**** Dataset records ****

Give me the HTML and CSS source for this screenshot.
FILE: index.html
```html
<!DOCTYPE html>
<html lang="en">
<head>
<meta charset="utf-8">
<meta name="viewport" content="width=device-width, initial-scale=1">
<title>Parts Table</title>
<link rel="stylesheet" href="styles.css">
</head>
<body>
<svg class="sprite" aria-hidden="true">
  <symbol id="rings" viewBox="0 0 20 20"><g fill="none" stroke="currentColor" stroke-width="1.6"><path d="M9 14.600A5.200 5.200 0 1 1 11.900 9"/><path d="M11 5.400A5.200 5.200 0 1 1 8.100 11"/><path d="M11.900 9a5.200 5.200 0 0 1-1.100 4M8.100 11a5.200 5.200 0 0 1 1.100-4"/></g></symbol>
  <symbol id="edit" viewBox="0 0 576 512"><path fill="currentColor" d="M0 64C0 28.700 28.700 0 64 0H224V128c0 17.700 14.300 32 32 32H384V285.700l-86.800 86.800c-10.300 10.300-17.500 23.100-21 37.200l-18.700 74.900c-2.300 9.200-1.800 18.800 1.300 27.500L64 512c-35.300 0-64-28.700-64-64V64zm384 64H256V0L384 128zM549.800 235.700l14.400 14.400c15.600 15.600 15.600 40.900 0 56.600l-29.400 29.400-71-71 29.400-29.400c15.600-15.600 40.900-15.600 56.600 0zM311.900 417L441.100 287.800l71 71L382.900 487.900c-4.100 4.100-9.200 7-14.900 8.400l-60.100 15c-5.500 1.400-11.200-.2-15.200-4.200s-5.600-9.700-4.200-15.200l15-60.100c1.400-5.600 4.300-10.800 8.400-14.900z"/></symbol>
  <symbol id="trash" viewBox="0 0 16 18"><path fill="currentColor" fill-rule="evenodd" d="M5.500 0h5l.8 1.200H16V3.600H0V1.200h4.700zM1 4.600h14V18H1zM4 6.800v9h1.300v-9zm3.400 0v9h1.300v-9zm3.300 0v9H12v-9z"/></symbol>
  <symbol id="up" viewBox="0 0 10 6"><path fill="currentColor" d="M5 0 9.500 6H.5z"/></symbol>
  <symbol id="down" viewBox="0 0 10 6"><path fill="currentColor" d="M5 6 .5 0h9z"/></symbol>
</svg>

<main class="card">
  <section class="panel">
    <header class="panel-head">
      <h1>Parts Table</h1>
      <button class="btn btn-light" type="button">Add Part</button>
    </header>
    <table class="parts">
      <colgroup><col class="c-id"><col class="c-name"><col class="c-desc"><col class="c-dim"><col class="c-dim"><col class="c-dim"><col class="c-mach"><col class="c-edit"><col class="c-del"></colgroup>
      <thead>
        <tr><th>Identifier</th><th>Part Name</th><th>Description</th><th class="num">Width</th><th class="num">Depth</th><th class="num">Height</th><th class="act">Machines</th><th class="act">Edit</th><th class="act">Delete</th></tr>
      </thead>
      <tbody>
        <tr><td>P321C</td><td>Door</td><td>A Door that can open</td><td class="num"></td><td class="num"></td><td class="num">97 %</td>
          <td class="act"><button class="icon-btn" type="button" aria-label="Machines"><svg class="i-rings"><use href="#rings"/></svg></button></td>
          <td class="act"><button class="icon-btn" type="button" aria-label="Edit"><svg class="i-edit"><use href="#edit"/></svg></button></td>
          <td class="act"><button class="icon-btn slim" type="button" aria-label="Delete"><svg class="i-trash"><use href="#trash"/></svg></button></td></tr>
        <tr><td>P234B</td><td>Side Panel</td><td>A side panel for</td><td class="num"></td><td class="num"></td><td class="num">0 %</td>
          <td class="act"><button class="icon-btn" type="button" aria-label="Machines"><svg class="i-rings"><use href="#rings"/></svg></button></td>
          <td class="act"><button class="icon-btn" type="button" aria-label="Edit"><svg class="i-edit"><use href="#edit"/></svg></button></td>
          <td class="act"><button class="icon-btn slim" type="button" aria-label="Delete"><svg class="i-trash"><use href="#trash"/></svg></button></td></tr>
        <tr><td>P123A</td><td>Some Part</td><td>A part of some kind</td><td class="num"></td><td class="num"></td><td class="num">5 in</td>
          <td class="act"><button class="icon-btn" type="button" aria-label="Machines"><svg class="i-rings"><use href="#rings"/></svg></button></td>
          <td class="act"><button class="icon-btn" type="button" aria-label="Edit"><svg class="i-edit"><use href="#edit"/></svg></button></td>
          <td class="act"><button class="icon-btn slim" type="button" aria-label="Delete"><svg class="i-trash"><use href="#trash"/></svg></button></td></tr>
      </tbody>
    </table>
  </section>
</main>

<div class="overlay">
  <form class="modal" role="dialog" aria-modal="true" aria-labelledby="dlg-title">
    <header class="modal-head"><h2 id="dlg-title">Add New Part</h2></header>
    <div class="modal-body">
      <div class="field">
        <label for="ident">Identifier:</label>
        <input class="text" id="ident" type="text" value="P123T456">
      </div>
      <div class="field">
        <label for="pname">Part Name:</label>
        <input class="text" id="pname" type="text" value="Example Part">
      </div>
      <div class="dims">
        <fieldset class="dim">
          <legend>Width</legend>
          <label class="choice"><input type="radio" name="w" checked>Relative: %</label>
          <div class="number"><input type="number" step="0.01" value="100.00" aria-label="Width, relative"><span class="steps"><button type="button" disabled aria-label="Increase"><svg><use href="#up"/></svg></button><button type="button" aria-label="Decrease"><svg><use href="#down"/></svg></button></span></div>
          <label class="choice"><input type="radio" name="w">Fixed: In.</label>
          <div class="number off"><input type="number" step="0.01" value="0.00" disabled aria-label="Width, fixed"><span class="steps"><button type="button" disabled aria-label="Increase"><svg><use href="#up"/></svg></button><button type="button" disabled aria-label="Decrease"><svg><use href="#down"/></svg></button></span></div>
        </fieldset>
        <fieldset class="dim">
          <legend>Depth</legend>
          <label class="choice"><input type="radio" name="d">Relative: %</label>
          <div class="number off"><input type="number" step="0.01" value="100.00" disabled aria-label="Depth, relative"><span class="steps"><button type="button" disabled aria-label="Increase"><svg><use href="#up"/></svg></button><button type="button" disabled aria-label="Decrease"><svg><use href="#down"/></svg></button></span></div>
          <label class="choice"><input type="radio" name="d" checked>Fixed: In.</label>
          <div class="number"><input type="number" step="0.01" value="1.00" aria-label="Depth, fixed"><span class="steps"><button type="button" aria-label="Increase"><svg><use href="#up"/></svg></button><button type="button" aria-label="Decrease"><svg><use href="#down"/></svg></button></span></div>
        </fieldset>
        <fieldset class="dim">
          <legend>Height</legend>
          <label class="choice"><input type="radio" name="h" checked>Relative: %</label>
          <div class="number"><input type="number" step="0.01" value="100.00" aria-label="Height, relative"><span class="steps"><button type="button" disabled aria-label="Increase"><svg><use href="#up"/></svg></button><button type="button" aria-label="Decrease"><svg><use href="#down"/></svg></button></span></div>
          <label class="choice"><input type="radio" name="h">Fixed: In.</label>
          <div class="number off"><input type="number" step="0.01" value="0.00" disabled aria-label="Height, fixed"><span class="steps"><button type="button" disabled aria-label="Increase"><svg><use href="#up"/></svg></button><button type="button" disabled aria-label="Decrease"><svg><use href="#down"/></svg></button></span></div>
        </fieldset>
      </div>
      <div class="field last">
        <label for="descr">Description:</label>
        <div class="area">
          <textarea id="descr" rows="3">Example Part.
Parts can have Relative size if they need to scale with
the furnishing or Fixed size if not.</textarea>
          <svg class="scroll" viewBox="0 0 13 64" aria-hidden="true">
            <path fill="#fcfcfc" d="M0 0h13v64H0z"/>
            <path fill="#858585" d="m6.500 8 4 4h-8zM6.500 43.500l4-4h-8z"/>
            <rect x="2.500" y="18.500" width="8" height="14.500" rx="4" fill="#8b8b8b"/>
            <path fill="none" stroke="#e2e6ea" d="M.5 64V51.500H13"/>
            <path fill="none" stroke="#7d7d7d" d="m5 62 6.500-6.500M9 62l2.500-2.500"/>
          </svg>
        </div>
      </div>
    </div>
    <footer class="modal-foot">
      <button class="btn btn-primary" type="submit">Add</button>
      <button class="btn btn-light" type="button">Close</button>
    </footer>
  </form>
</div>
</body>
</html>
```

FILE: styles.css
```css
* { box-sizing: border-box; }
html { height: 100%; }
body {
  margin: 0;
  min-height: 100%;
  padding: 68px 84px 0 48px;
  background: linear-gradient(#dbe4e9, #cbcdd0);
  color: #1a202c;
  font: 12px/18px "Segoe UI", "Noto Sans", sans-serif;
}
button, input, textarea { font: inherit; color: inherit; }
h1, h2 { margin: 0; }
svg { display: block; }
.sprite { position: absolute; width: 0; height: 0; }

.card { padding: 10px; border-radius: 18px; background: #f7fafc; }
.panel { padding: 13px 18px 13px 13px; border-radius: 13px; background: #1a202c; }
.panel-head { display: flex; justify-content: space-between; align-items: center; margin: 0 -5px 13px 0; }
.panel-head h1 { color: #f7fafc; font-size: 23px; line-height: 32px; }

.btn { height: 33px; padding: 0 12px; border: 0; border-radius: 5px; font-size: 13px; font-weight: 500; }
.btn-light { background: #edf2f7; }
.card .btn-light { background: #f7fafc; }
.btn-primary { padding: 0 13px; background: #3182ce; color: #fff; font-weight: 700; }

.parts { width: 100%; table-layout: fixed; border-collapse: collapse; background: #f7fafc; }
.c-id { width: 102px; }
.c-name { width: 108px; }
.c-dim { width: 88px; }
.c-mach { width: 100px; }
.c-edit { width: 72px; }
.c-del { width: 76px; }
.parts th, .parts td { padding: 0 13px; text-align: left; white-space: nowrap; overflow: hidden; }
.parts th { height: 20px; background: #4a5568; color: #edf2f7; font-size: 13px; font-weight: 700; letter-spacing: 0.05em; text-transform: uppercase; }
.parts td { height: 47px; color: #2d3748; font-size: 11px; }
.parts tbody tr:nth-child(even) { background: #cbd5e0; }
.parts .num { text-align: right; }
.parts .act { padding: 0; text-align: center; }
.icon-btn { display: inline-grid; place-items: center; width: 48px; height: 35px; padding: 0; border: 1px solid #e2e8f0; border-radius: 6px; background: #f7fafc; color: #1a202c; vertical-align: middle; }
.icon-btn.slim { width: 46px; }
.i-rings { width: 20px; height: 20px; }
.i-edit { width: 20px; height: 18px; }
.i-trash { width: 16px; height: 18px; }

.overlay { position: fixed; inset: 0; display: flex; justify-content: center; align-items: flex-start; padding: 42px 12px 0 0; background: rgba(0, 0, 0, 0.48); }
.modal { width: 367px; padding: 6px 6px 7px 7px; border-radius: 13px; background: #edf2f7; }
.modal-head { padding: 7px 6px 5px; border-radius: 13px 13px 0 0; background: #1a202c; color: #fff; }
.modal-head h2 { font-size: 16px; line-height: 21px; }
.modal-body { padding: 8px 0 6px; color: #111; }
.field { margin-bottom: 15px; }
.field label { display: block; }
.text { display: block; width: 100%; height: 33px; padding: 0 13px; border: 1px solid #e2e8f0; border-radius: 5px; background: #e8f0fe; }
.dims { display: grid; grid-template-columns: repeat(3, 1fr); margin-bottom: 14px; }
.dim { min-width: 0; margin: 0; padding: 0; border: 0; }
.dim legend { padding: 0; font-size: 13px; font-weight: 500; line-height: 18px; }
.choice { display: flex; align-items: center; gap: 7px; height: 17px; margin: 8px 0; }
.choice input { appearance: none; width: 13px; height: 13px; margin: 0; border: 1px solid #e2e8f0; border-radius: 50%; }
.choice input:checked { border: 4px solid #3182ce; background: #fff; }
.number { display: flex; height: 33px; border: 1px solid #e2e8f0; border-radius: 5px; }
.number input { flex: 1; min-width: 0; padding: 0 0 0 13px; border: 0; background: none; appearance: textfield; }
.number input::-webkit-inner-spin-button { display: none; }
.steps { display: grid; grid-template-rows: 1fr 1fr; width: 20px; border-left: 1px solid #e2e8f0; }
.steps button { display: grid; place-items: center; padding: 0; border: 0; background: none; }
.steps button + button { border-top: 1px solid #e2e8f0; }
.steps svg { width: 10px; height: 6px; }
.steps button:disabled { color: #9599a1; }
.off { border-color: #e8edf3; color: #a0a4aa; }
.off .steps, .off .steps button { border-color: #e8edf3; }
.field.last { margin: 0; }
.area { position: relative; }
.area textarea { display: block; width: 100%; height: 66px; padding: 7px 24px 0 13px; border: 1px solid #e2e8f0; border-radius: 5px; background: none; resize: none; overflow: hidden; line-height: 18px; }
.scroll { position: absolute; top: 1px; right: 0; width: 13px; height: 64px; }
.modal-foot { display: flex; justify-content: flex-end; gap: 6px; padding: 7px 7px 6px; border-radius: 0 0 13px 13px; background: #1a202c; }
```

****
**** Dataset records ****

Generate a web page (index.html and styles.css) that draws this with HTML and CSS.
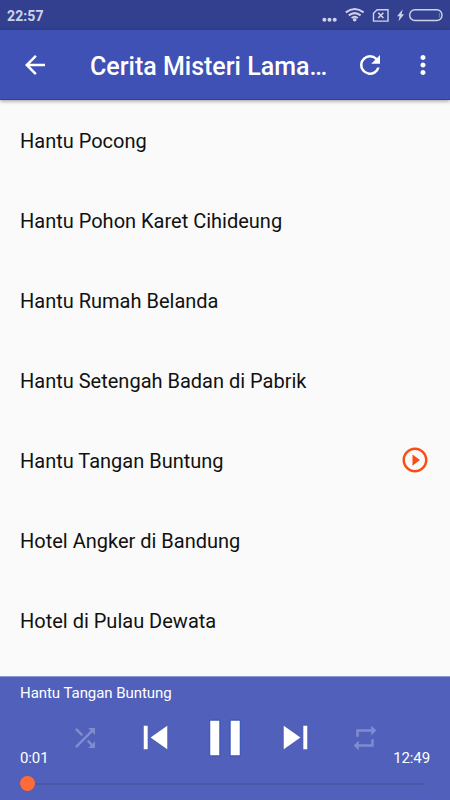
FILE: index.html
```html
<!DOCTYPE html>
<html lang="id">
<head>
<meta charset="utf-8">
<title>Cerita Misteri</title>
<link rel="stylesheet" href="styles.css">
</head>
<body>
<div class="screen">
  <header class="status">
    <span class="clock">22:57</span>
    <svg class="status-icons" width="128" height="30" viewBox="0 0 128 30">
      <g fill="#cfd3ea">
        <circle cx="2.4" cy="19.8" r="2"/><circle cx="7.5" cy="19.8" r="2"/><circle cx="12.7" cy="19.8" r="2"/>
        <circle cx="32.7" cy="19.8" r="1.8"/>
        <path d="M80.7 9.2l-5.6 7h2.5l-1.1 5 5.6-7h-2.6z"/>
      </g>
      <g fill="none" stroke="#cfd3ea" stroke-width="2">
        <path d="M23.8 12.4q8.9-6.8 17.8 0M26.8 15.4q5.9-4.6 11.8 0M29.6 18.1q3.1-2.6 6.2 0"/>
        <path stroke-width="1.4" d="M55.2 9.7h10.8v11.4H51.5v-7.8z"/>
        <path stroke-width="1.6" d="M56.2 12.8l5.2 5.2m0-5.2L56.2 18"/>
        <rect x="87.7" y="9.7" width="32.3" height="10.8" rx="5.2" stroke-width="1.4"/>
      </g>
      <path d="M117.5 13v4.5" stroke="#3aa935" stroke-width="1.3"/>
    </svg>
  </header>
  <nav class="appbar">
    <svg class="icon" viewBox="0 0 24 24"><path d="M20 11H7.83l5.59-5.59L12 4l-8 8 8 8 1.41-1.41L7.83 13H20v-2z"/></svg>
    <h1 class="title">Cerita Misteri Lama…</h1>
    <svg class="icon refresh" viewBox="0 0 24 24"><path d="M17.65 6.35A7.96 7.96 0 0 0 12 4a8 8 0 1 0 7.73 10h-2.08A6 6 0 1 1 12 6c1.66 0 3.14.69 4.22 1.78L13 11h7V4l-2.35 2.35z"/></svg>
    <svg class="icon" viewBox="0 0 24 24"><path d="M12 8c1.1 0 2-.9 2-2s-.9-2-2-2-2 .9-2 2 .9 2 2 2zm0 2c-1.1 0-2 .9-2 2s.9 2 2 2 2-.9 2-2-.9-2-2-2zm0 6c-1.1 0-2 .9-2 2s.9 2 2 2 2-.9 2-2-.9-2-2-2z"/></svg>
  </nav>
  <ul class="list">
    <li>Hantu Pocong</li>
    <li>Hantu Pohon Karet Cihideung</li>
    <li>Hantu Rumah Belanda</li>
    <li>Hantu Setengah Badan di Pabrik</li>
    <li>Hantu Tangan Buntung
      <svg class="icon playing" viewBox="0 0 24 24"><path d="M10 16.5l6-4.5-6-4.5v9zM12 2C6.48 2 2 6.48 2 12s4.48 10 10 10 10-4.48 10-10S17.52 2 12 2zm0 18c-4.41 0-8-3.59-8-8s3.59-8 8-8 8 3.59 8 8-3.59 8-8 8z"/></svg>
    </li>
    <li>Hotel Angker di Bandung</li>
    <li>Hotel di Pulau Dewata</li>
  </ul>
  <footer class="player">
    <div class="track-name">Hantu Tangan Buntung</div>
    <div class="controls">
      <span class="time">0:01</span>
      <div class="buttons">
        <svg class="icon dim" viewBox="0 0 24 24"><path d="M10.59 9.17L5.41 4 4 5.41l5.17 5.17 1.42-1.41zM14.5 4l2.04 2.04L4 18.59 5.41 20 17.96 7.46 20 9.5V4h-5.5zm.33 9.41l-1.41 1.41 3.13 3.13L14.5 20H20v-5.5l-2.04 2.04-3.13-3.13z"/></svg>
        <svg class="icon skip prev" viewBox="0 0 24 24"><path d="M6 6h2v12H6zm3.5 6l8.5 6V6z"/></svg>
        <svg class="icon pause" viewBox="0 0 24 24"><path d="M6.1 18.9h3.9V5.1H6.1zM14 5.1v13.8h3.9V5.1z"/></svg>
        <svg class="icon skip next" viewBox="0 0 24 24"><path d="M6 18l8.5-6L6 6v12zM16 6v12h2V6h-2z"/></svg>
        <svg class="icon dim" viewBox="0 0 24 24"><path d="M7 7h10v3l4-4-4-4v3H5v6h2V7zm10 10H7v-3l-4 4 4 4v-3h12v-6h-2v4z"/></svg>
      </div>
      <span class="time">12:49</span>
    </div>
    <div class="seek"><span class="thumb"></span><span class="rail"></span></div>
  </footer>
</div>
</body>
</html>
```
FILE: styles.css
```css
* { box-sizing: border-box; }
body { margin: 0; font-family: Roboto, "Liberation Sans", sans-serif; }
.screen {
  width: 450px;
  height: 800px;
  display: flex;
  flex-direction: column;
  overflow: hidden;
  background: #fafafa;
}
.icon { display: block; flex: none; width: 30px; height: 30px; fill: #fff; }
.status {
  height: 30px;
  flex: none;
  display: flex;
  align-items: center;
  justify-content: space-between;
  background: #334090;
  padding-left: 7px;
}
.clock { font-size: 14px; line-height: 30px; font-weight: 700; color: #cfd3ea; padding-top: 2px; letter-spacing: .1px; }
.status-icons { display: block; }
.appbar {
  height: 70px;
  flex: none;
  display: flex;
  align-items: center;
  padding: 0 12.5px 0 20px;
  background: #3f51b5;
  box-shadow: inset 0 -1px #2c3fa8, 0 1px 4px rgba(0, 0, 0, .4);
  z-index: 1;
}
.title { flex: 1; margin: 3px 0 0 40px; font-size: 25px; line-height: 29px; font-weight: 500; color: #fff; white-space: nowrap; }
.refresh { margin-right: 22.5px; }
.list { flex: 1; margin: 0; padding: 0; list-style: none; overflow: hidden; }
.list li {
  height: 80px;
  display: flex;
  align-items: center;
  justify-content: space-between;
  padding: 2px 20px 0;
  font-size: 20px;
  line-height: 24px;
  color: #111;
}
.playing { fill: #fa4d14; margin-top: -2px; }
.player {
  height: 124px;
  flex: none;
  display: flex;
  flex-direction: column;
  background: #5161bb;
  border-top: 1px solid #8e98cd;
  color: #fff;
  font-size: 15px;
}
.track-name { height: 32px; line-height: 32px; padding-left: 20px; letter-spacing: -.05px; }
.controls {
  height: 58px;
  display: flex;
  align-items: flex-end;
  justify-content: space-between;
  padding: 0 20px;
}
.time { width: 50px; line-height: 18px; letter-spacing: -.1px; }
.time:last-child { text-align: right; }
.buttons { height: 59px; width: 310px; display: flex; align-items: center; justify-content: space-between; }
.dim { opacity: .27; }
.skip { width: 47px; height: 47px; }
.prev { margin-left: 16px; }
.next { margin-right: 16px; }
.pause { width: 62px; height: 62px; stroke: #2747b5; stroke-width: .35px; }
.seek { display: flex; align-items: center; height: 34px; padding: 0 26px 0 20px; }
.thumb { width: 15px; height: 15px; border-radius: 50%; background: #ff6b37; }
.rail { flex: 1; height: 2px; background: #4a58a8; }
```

****

(Work to complete) Copy each line from the records above that includes the string "this".

(Finished answer)
Give me the HTML and CSS source for this screenshot.
Generate a web page (index.html and styles.css) that draws this with HTML and CSS.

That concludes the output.